もし子であれば、相続人でもある。神の相続人であって、キリストと栄光を共にするために苦難をも共にしている以上、キリストと共同の相続人なのである。 ローマ8・17
キリストと苦難をともにしていますから、わたしたちはキリストの兄弟であり、共同の相続人であると、パウロは言っております。彼はこのような苦難の中にあるキリスト者を慰めはじめております。彼は自分もこれまで試錬を受け、かたい確信に到達した人であるかのように語ります。彼はきたるべき世は澄んだ目で見ることができるけれども、この世はぼんやりと、色ガラスでしか見ることのできない人であるかのように話します。

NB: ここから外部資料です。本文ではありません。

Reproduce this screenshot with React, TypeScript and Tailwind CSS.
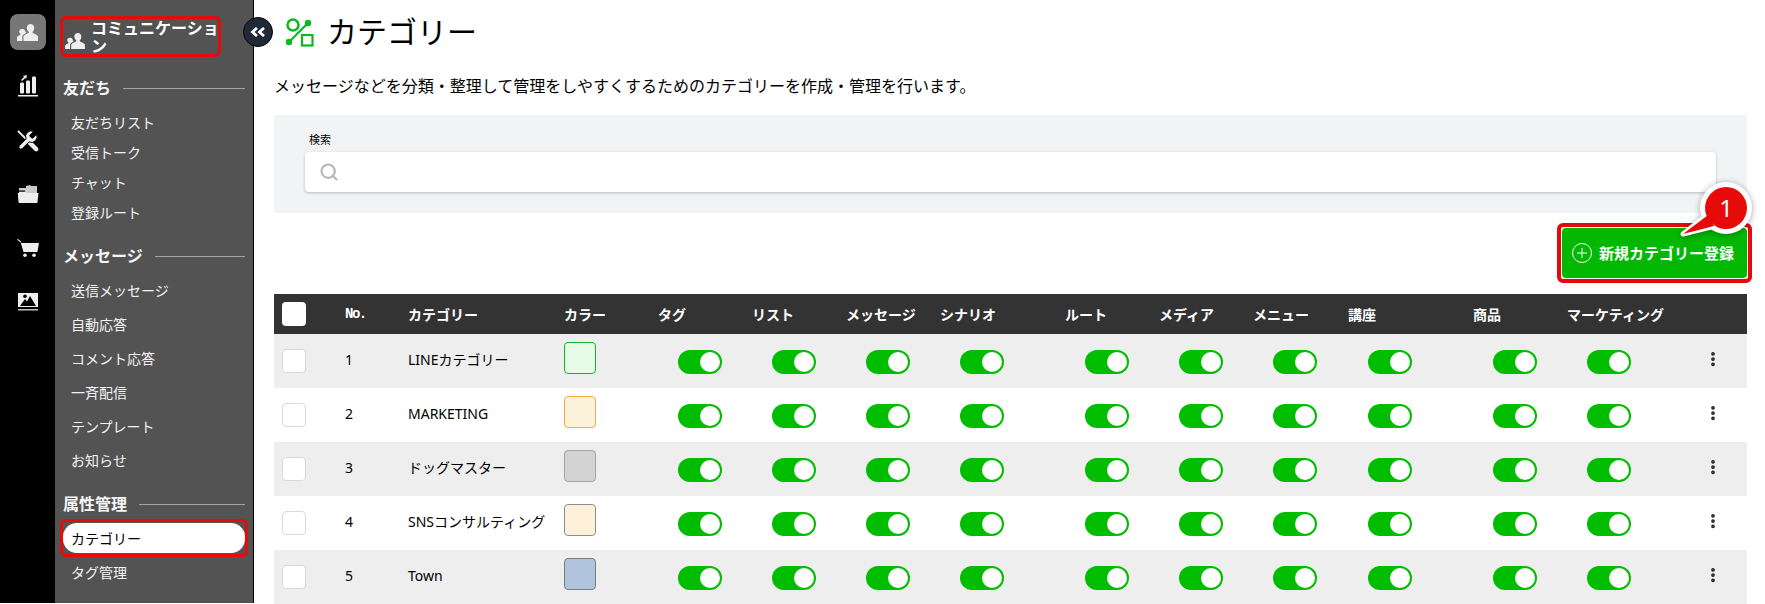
import React from 'react';
import { Search, MoreVertical, Plus } from 'lucide-react';

const font = 'font-["Noto_Sans","Noto_Sans_CJK_JP",sans-serif]';

const UsersIcon = ({ className }: { className?: string }) => (
  <svg viewBox="0 0 21 17" className={className} fill="currentColor">
    <path d="M13.500 0c2.300 0 3.700 1.800 3.700 4 0 1.500-.6 2.900-1.500 3.800-.3.300-.3.900.1 1.200 1.400.8 4.200 1.500 5.200 3.300V17H6.500v-4.700c1-1.800 3.700-2.500 5.100-3.300.4-.3.400-.9.100-1.200C10.800 6.900 9.800 5.500 9.800 4c0-2.200 1.400-4 3.700-4z" />
    <path d="M5.200 5c1.100 0 2 .5 2.600 1.300.2.900.7 1.800 1.300 2.500-.2.400-.5.500-.8.700-1.200.7-2.400 1.300-3 2.500V17H0v-3.800c.8-1.300 2.400-1.800 3.300-2.400.3-.2.300-.7.100-.9C2.700 9.200 2.200 8.200 2.200 7.500 2.200 6 3.400 5 5.200 5z" />
  </svg>
);

const ChartIcon = () => (
  <svg viewBox="0 0 20 22" className="w-5 h-[22px]" fill="currentColor">
    <rect x="2" y="7.500" width="4" height="11" rx="1.200" />
    <rect x="8" y="5.500" width="4" height="13" rx="1.200" />
    <rect x="14" y="1.500" width="4" height="17" rx="1.200" />
    <rect x="0" y="20" width="20" height="1.500" />
    <path d="M3 5l3-3-1-1 4-1-.8 4-1-1-3 3z" />
  </svg>
);

const ToolsIcon = () => (
  <svg viewBox="0 0 24 24" className="w-[23px] h-[23px]" fill="none">
    <path d="M2 2l9 9" stroke="currentColor" strokeWidth="2" />
    <path d="M15 15l6 6" stroke="currentColor" strokeWidth="4.500" strokeLinecap="round" />
    <path
      fill="currentColor"
      stroke="#000"
      strokeWidth="1"
      d="M14.700 6.300a1 1 0 0 0 0 1.400l1.600 1.600a1 1 0 0 0 1.400 0l3.770-3.770a6 6 0 0 1-7.940 7.940l-6.910 6.910a2.120 2.120 0 0 1-3-3l6.910-6.910a6 6 0 0 1 7.940-7.940l-3.760 3.760z"
    />
  </svg>
);

const FolderIcon = () => (
  <svg viewBox="0 0 22 18" className="w-[22px] h-[18px]" fill="currentColor">
    <path d="M2 3h7V1l4-1 1 1h6v7H2z" opacity="0.85" />
    <path d="M2 5.500h6v1.200H2z" fill="#000" />
    <path d="M0.800 8h20.700l-1 9.200c0 .5-.4.800-.9.800H2.500c-.5 0-.9-.3-1-.8z" />
    <path d="M2 7h6.500l1 1H2z" />
  </svg>
);

const CartIcon = () => (
  <svg viewBox="0 0 22 18" className="w-[22px] h-[18px]" fill="currentColor">
    <path d="M0 .8L1 0l3 2.500.3 1.500H22l-1.600 9H6.500L3.600 3.200z" />
    <circle cx="8" cy="16.200" r="1.800" />
    <circle cx="17" cy="16.200" r="1.800" />
  </svg>
);

const ImageIcon = () => (
  <svg viewBox="0 0 20 18" className="w-5 h-[18px]">
    <rect width="20" height="14" fill="currentColor" />
    <path d="M2 13l5-7 2 2.500 3-5.500 6 10z" fill="#000" />
    <circle cx="7" cy="3.200" r="1.800" fill="#000" />
    <rect y="16" width="20" height="1.500" fill="currentColor" opacity="0.8" />
  </svg>
);

const CategoryIcon = () => (
  <svg viewBox="0 0 30 30" className="w-[30px] h-[30px] text-[#0bb81f]" fill="none" stroke="currentColor">
    <circle cx="9" cy="8" r="5.500" strokeWidth="2.500" />
    <rect x="18" y="18" width="10.500" height="10.500" strokeWidth="2.200" />
    <path d="M5 25L24 6" strokeWidth="2.200" />
    <circle cx="5" cy="25" r="3.200" fill="currentColor" stroke="none" />
    <circle cx="24" cy="6" r="3.200" fill="currentColor" stroke="none" />
  </svg>
);

const Toggle = () => (
  <div className="w-11 h-6 rounded-full bg-[#00bd00] flex items-center justify-end pr-0.5">
    <div className="w-5 h-5 rounded-full bg-white" />
  </div>
);

const railIcons = [<ChartIcon />, <ToolsIcon />, <FolderIcon />, <CartIcon />, <ImageIcon />];

const sections = [
  { title: '友だち', top: 'mt-[16px]', list: 'mt-[4px]', item: 'h-[30px]', items: ['友だちリスト', '受信トーク', 'チャット', '登録ルート'] },
  { title: 'メッセージ', top: 'mt-[14px]', list: 'mt-[2px]', item: 'h-[34px]', items: ['送信メッセージ', '自動応答', 'コメント応答', '一斉配信', 'テンプレート', 'お知らせ'] },
  { title: '属性管理', top: 'mt-[12px]', list: 'mt-[4px]', item: 'h-[33px]', items: ['カテゴリー', 'タグ管理'] },
];

// column widths, in order: checkbox, no, name, color, then the switch columns
const cols = 'grid grid-cols-[70px_64px_156px_95px_94px_94px_94px_125px_94px_94px_95px_125px_94px_146px_28px]';
const switchHeads = ['タグ', 'リスト', 'メッセージ', 'シナリオ', 'ルート', 'メディア', 'メニュー', '講座', '商品', 'マーケティング'];

const rows = [
  { no: 1, name: 'LINEカテゴリー', bg: 'bg-[#e8fde8]', border: 'border-[#0bb81f]' },
  { no: 2, name: 'MARKETING', bg: 'bg-[#fbf2d9]', border: 'border-[#f5a94a]' },
  { no: 3, name: 'ドッグマスター', bg: 'bg-[#d3d3d3]', border: 'border-[#a3a3a3]' },
  { no: 4, name: 'SNSコンサルティング', bg: 'bg-[#fef0d9]', border: 'border-[#8d8d8d]' },
  { no: 5, name: 'Town', bg: 'bg-[#b0c4de]', border: 'border-[#7d7d7d]' },
];

export default function App() {
  return (
    <div className={`${font} relative flex h-[604px] w-[1765px] overflow-hidden bg-white text-black`}>
      {/* Icon rail */}
      <nav className="w-[55px] h-[603px] shrink-0 bg-black text-[#eeeeee] flex flex-col items-center pt-3.5">
        <div className="w-9 h-9 rounded-lg bg-[#777777] flex items-center justify-center mb-[25px]">
          <UsersIcon className="w-[21px] h-[17px]" />
        </div>
        <div className="flex flex-col items-center gap-[32px]">
          {railIcons.map((icon, i) => (
            <div key={i} className="h-[22px] flex items-center">{icon}</div>
          ))}
        </div>
      </nav>

      {/* Sub menu */}
      <aside className="w-[199px] h-[603px] shrink-0 bg-[#535353] border-r border-black text-white px-[8px] pt-[16px]">
        <div className="w-[161px] h-[41px] -ml-[3px] border-[3px] border-[#e60a0a] rounded-md flex items-center pl-[1px]">
          <UsersIcon className="w-[22px] h-[16px] text-[#eeeeee] shrink-0 mt-2 mr-[5px]" />
          <span className="w-[130px] shrink-0 text-[16px] leading-[18px] font-bold break-all">コミュニケーション</span>
        </div>
        {sections.map((s) => (
          <div key={s.title} className={s.top}>
            <div className="flex items-center gap-3 h-[30px]">
              <span className="text-[16px] font-bold text-[#f5f5f5] whitespace-nowrap">{s.title}</span>
              <div className="flex-1 h-px bg-[#a3a3a8]" />
            </div>
            <ul className={s.list}>
              {s.items.map((item) =>
                item === 'カテゴリー' ? (
                  <li key={item} className="-mx-[3px] -mt-[4px] mb-[-1px] border-[3px] border-[#e60a0a] rounded-md py-px">
                    <div className="h-[30px] rounded-[14px] bg-white text-black flex items-center pl-[8px] text-[14px]">{item}</div>
                  </li>
                ) : (
                  <li key={item} className={`${s.item} flex items-center pl-[8px] text-[14px] text-[#f2f2f2]`}>
                    {item}
                  </li>
                ),
              )}
            </ul>
          </div>
        ))}
      </aside>

      {/* Collapse button */}
      <div className="absolute left-[243px] top-[17px] w-[30px] h-[30px] rounded-full bg-[#1f2937] border border-black flex items-center justify-center">
        <svg viewBox="0 0 16 10" className="w-4 h-2.5" fill="none" stroke="#fff" strokeWidth="2.800">
          <path d="M7 1L2.500 5 7 9" />
          <path d="M14 1L9.500 5 14 9" />
        </svg>
      </div>

      {/* Main */}
      <main className="flex-1 min-w-0 pl-[20px] pr-[18px]">
        <div className="flex items-center gap-[13px] pl-[10px] h-[64px]">
          <CategoryIcon />
          <h1 className="text-[30px] font-normal leading-none">カテゴリー</h1>
        </div>
        <p className="text-[16px] leading-6 mt-[10px]">
          メッセージなどを分類・整理して管理をしやすくするためのカテゴリーを作成・管理を行います。
        </p>
        <div className="mt-[17px] h-[98px] bg-[#f2f3f5] px-[31px] pt-[16px]">
          <label className="block text-[11px] leading-[18px] pl-[4px]">検索</label>
          <div className="h-10 mt-[3px] bg-white rounded shadow-[0_1px_3px_rgba(0,0,0,0.25)] flex items-center pl-[14px]">
            <Search className="w-5 h-5 text-[#b5b5b5]" strokeWidth={2.5} />
          </div>
        </div>

        <div className="relative flex justify-end mt-[10px] h-[60px] -mr-[5px]">
          <button className="w-[195px] h-[60px] rounded-md border-[4px] border-[#e60a0a] bg-white flex">
            <span className="m-[1px] flex-1 rounded bg-[#03b803] text-white flex items-center justify-center gap-[7px] pr-[3px]">
              <span className="w-5 h-5 rounded-full border border-white flex items-center justify-center">
                <Plus className="w-4 h-4" strokeWidth={1.5} />
              </span>
              <span className="text-[15px] font-bold whitespace-nowrap">新規カテゴリー登録</span>
            </span>
          </button>
          {/* Step badge */}
          <svg viewBox="0 0 80 64" className="absolute right-[-4px] top-[-44px] w-20 h-16 drop-shadow-[0_1px_3px_rgba(0,0,0,0.35)]">
            <path d="M7 55L30 37 35 48z" fill="#fff" stroke="#fff" strokeWidth="5" strokeLinejoin="round" />
            <circle cx="50" cy="29" r="26" fill="#fff" />
            <path d="M7 55L32 36 38 47z" fill="#e60a0a" />
            <circle cx="50" cy="29" r="21" fill="#e60a0a" />
          </svg>
          <span className="absolute right-[5px] top-[-31px] w-[42px] text-center text-white text-[24px] leading-8">1</span>
        </div>

        <div className="mt-[11px]">
          <div className={`${cols} h-10 items-center bg-[#333333] text-white text-[14px] font-bold`}>
            <div className="pl-2">
              <div className="w-6 h-6 rounded bg-white" />
            </div>
            <div className={'font-["Liberation_Mono",monospace] text-[14px] tracking-[-1.500px] pl-[1px]'}>No.</div>
            <div>カテゴリー</div>
            <div>カラー</div>
            {switchHeads.map((h) => (
              <div key={h} className="whitespace-nowrap -ml-[1px]">{h}</div>
            ))}
            <div />
          </div>
          {rows.map((r, i) => (
            <div key={r.no} className={`${cols} h-[54px] items-center text-[14px] ${i % 2 === 0 ? 'bg-[#eeeeee]' : 'bg-white'}`}>
              <div className="pl-2">
                <div className="w-6 h-6 rounded bg-white border border-[#d8d8de]" />
              </div>
              <div className="pl-[1px] -mt-[3px]">{r.no}</div>
              <div className="whitespace-nowrap -mt-[3px]">{r.name}</div>
              <div className={`w-8 h-8 rounded border ${r.bg} ${r.border} -mt-[6px]`} />
              {switchHeads.map((h) => (
                <div key={h} className="pl-[19px] pt-[2px]">
                  <Toggle />
                </div>
              ))}
              <div className="-ml-[10px] -mt-[4px]">
                <MoreVertical className="w-[18px] h-[18px] text-[#222222]" strokeWidth={3} />
              </div>
            </div>
          ))}
        </div>
      </main>
    </div>
  );
}
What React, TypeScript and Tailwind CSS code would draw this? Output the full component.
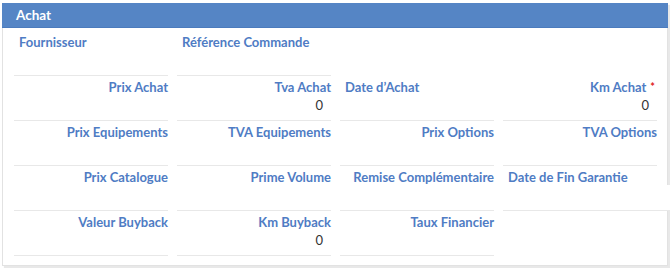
type Cell = {
  label?: string;
  value?: string;
  align?: 'left' | 'right';
  required?: boolean;
  empty?: boolean;
  overflow?: boolean;
};

const rows: Cell[][] = [
  [
    { label: 'Fournisseur', align: 'left' },
    { label: 'Référence Commande', align: 'left' },
    { empty: true },
    { empty: true },
  ],
  [
    { label: 'Prix Achat' },
    { label: 'Tva Achat', value: '0' },
    { label: 'Date d’Achat', align: 'left' },
    { label: 'Km Achat', value: '0', required: true },
  ],
  [
    { label: 'Prix Equipements' },
    { label: 'TVA Equipements' },
    { label: 'Prix Options' },
    { label: 'TVA Options' },
  ],
  [
    { label: 'Prix Catalogue' },
    { label: 'Prime Volume' },
    { label: 'Remise Complémentaire' },
    { label: 'Date de Fin Garantie', align: 'left', overflow: true },
  ],
  [
    { label: 'Valeur Buyback' },
    { label: 'Km Buyback', value: '0' },
    { label: 'Taux Financier' },
    { empty: true },
  ],
];

function Field({ cell }: { cell: Cell }) {
  if (cell.empty) return <div className="h-[45px]" />;
  const left = cell.align === 'left';
  if (cell.overflow) {
    return (
      <div className="h-[45px] pt-[3px] flex flex-col">
        <div className="h-4 leading-4 text-[13px] font-bold text-[#4f7cc4] pl-[5px] whitespace-nowrap">{cell.label}</div>
        <div className="relative flex-1 -mr-[14px] bg-white border-b border-[#e8e8e8]" />
      </div>
    );
  }
  return (
    <div className="h-[45px] pt-[3px] border-b border-[#e8e8e8]">
      <div
        className={`h-4 leading-4 text-[13px] font-bold text-[#4f7cc4] whitespace-nowrap ${left ? 'text-left pl-[5px]' : 'text-right'}`}
      >
        {cell.label}
        {cell.required && <span className="text-[#e02020] text-[11px] align-top ml-[4px] mr-[2px]">*</span>}
      </div>
      <div className="h-5 leading-5 text-[13px] text-[#333] text-right pr-2">{cell.value}</div>
    </div>
  );
}

export default function App() {
  return (
    <div className="w-[670px] h-[268px] bg-white pl-[2px] pt-[3px] font-['Lato',sans-serif]">
      <div className="w-[666px] h-[263px] border border-[#e2e2e2] bg-white shadow-[2px_2px_1px_rgba(0,0,0,0.09)]">
        <div className="h-[25px] -mt-px -mx-px bg-[#5585c5] border-b border-[#4b7bbd] pl-[14px] flex items-center">
          <span className="text-white text-[13.5px] font-bold">Achat</span>
        </div>
        <div className="pl-[11px] pr-[10px] pt-[3px] flex flex-col">
          {rows.map((row, i) => (
            <div key={i} className="grid grid-cols-4 gap-x-[9px]">
              {row.map((cell, j) => (
                <Field key={j} cell={cell} />
              ))}
            </div>
          ))}
        </div>
      </div>
    </div>
  );
}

パウロがどのようにしてこの世に背を向け、きたるべき啓示に目を向けているかに注目してください。彼は地上のどこにも悲しみや苦難を認めることはできず、ただ、喜びだけを見ているかのようです。実際、わたしたちが苦しまなければならないときに、やがてわたしたちのうちにあらわされる言うに言えぬ喜びと栄光とにくらべると、わたしたちの苦しみはいったいなんでしょうか。そのような喜びにはくらべることもできませんし、苦しみと呼ぶことさえできないほどです。ただひとつのむずかしさは、わたしたちが待ち望んでいる大きなすばらしい栄光を目で見ることができず、手でふれることができないということです。その栄光とは、わたしたちがいつまでも死ぬことがなく、飢えかわくこともなく、苦しんだり、病気になることのないからだを天において与えられることなどです。だれでもこの意味を心に把握できる人は、このように言うでしょう、わたしが十回も焼かれたり、溺死しなければならないとしても(そのようなことは実際は不可能ですが)、きたるべき生命の栄光にくらべれば数えるに足りない。この地上の生命がどれほど長いとしても、永遠の生命にくらべれば、ものの数ではありません。それは苦しみと呼ぶ値打ちもなければ、なにかのいさおしと考えることもできません。